**Stated problem**
Among the entries below, extract exactly the lines that run from the one with "Write the React" through the one with "style list ---------- */", both ends included.

**Exercise material**
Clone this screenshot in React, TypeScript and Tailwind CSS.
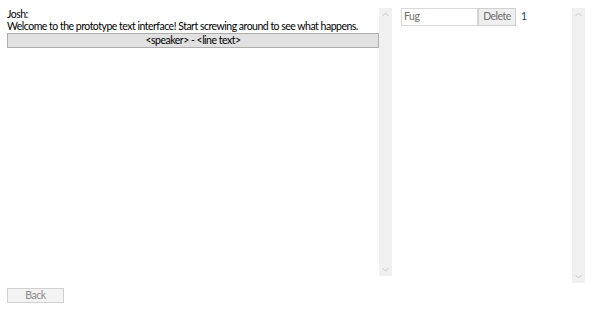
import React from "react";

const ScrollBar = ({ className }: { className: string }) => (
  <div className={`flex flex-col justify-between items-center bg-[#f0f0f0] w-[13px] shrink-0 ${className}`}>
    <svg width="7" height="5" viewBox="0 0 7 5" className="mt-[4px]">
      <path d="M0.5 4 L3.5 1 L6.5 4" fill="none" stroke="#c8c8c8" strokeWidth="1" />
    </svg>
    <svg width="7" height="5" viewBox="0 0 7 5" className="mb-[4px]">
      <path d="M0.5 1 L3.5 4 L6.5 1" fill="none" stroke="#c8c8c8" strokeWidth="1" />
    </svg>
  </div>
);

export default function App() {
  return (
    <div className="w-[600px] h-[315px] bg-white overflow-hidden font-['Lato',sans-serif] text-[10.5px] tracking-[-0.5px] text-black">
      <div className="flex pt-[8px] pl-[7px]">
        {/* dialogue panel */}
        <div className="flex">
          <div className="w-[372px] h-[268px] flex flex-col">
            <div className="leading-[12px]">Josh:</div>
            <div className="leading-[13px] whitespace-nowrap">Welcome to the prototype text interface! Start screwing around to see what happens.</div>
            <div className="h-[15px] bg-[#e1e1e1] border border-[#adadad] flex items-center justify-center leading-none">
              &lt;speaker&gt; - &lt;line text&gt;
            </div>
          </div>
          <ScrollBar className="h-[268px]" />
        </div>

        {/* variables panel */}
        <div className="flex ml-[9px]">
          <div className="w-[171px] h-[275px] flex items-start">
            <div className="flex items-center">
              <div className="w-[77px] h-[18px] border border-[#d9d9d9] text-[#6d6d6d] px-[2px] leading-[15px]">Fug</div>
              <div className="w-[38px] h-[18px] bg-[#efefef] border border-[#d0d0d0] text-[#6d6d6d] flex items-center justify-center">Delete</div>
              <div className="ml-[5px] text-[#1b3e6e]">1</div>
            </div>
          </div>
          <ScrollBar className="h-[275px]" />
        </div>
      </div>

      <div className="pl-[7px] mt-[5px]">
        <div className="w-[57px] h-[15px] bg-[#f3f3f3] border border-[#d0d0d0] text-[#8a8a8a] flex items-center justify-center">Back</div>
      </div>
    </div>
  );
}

---

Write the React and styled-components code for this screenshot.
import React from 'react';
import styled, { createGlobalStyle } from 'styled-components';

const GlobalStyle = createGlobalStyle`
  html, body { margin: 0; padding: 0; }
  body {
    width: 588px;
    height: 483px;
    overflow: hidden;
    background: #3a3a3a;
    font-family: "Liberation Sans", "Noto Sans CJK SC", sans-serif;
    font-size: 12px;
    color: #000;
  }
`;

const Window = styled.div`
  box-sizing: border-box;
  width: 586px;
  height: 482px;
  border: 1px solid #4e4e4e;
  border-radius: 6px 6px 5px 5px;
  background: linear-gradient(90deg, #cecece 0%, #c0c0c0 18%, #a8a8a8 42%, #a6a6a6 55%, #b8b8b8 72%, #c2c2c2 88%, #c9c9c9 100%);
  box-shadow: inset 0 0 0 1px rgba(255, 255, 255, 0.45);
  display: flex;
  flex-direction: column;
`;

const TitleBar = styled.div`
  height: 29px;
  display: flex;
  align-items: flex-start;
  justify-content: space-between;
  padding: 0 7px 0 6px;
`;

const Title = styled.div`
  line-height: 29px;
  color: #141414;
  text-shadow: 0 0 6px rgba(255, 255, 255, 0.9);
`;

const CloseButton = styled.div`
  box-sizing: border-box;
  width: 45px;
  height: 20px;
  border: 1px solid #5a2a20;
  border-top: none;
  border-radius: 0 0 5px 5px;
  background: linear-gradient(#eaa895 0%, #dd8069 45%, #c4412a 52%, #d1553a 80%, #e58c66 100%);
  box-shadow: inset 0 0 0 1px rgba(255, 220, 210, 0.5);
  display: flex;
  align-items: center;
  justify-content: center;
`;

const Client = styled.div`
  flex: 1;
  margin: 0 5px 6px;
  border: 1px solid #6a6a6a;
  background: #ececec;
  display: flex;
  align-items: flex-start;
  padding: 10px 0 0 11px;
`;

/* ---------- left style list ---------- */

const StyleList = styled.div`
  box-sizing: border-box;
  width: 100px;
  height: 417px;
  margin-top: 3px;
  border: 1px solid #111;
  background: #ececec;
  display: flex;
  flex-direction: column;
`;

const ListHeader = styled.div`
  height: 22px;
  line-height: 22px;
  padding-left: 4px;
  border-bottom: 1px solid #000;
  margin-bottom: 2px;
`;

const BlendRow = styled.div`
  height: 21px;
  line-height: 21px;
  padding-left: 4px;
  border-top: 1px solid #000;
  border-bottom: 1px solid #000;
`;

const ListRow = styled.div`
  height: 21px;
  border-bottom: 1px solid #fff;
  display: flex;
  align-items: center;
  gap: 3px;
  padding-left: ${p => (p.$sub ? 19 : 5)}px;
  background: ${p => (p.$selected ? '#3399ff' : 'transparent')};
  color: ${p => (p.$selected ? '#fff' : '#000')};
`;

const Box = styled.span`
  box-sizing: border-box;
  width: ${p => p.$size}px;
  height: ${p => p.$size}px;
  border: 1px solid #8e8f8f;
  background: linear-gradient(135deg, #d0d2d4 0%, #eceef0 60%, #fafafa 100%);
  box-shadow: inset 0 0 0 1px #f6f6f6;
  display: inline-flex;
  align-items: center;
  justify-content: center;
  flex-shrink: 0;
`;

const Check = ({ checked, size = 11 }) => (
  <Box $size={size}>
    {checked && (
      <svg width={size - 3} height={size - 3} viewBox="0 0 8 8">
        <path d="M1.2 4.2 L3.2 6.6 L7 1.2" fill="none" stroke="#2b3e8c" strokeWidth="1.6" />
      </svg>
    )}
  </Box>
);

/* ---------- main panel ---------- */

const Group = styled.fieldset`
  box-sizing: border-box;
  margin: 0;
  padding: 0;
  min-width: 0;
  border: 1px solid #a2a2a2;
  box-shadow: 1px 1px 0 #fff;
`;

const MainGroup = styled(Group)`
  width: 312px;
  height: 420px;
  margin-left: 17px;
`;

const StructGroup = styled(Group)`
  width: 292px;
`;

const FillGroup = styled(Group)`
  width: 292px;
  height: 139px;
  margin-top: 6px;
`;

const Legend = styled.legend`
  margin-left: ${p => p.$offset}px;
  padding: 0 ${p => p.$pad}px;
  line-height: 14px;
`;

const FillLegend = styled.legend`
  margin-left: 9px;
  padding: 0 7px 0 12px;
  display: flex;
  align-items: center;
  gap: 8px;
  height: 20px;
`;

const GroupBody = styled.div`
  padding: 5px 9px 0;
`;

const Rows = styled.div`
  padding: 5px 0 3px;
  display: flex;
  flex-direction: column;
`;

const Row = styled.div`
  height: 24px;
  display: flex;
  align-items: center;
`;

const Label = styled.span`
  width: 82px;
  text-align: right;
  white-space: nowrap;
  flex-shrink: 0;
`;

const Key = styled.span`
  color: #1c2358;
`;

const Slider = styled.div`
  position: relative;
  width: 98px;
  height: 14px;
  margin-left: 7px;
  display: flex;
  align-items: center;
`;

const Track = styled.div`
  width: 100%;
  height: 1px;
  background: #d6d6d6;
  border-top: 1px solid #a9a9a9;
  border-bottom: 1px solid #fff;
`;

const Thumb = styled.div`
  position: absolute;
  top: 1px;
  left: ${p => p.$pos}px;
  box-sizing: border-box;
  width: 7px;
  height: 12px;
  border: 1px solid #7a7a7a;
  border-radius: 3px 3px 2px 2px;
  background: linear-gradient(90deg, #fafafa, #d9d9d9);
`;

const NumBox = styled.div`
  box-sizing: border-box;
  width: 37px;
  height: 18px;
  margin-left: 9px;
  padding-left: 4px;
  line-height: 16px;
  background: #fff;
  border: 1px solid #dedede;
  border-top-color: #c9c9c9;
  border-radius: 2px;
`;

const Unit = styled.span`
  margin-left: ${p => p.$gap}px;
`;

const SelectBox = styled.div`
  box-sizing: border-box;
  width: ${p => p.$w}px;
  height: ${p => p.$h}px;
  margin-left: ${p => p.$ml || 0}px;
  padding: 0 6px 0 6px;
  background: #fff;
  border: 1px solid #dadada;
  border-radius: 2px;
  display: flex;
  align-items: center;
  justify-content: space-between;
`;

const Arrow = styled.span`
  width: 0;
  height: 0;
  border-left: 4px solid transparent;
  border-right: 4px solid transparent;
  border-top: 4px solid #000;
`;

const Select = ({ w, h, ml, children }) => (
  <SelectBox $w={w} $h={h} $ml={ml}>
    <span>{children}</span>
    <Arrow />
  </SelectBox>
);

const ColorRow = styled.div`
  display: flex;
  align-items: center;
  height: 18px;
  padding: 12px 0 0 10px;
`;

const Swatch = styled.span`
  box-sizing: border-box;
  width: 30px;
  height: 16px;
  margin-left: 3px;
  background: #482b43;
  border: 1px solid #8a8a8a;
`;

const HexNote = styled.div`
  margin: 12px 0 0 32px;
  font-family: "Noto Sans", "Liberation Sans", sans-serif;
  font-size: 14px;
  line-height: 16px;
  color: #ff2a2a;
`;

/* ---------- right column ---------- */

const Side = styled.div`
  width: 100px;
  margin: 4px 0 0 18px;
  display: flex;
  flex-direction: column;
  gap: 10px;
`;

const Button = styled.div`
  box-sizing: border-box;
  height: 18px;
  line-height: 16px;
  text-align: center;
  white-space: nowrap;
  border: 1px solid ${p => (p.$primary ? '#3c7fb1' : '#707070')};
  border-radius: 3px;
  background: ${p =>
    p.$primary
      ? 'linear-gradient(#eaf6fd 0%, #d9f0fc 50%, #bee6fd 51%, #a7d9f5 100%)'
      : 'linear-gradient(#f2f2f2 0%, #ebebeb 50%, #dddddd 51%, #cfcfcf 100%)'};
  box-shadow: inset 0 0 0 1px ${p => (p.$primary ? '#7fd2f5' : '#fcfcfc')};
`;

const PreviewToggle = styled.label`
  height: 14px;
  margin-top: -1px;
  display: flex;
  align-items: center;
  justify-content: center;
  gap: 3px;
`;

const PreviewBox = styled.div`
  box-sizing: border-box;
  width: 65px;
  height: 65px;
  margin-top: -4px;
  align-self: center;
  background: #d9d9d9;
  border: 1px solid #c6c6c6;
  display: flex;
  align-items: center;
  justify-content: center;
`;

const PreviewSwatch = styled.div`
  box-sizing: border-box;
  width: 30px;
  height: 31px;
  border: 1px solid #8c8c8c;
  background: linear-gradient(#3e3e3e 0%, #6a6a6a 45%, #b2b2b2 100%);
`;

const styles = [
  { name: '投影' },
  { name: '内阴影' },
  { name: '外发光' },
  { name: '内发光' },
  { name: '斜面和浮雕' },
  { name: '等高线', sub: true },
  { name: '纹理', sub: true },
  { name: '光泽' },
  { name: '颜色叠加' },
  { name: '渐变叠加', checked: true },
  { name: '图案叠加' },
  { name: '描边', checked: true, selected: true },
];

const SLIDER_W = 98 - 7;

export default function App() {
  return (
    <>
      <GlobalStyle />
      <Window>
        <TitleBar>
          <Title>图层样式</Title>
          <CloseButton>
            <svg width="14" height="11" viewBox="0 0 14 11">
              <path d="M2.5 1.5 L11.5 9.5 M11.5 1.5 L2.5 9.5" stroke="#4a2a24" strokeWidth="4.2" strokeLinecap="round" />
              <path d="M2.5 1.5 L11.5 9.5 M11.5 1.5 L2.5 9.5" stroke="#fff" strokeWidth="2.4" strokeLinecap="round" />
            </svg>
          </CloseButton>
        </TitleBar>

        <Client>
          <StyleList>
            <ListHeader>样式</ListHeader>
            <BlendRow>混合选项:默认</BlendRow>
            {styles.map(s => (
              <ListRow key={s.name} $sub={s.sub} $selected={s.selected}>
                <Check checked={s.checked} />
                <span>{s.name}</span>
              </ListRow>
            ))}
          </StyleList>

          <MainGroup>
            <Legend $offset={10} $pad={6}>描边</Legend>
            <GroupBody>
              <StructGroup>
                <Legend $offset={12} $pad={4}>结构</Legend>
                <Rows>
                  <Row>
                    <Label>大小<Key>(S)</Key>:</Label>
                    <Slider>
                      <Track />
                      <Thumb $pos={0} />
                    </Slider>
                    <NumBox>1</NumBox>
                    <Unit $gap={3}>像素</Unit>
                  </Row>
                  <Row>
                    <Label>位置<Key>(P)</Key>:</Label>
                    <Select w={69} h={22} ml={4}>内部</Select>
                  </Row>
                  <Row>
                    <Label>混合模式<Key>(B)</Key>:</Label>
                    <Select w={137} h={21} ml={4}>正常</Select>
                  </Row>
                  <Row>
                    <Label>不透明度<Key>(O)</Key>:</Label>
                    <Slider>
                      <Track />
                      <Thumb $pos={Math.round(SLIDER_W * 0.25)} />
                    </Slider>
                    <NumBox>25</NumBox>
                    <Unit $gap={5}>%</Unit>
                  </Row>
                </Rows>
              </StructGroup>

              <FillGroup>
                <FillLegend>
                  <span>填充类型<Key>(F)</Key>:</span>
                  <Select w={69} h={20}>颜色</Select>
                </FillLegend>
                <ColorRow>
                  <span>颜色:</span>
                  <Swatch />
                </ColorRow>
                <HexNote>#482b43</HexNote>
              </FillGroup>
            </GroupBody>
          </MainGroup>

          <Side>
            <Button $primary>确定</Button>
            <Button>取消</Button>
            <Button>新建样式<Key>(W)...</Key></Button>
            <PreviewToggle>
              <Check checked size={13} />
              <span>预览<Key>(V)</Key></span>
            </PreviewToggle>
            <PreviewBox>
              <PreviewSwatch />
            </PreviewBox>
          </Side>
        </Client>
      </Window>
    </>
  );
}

**Expected answer**
Write the React and styled-components code for this screenshot.
import React from 'react';
import styled, { createGlobalStyle } from 'styled-components';

const GlobalStyle = createGlobalStyle`
  html, body { margin: 0; padding: 0; }
  body {
    width: 588px;
    height: 483px;
    overflow: hidden;
    background: #3a3a3a;
    font-family: "Liberation Sans", "Noto Sans CJK SC", sans-serif;
    font-size: 12px;
    color: #000;
  }
`;

const Window = styled.div`
  box-sizing: border-box;
  width: 586px;
  height: 482px;
  border: 1px solid #4e4e4e;
  border-radius: 6px 6px 5px 5px;
  background: linear-gradient(90deg, #cecece 0%, #c0c0c0 18%, #a8a8a8 42%, #a6a6a6 55%, #b8b8b8 72%, #c2c2c2 88%, #c9c9c9 100%);
  box-shadow: inset 0 0 0 1px rgba(255, 255, 255, 0.45);
  display: flex;
  flex-direction: column;
`;

const TitleBar = styled.div`
  height: 29px;
  display: flex;
  align-items: flex-start;
  justify-content: space-between;
  padding: 0 7px 0 6px;
`;

const Title = styled.div`
  line-height: 29px;
  color: #141414;
  text-shadow: 0 0 6px rgba(255, 255, 255, 0.9);
`;

const CloseButton = styled.div`
  box-sizing: border-box;
  width: 45px;
  height: 20px;
  border: 1px solid #5a2a20;
  border-top: none;
  border-radius: 0 0 5px 5px;
  background: linear-gradient(#eaa895 0%, #dd8069 45%, #c4412a 52%, #d1553a 80%, #e58c66 100%);
  box-shadow: inset 0 0 0 1px rgba(255, 220, 210, 0.5);
  display: flex;
  align-items: center;
  justify-content: center;
`;

const Client = styled.div`
  flex: 1;
  margin: 0 5px 6px;
  border: 1px solid #6a6a6a;
  background: #ececec;
  display: flex;
  align-items: flex-start;
  padding: 10px 0 0 11px;
`;

/* ---------- left style list ---------- */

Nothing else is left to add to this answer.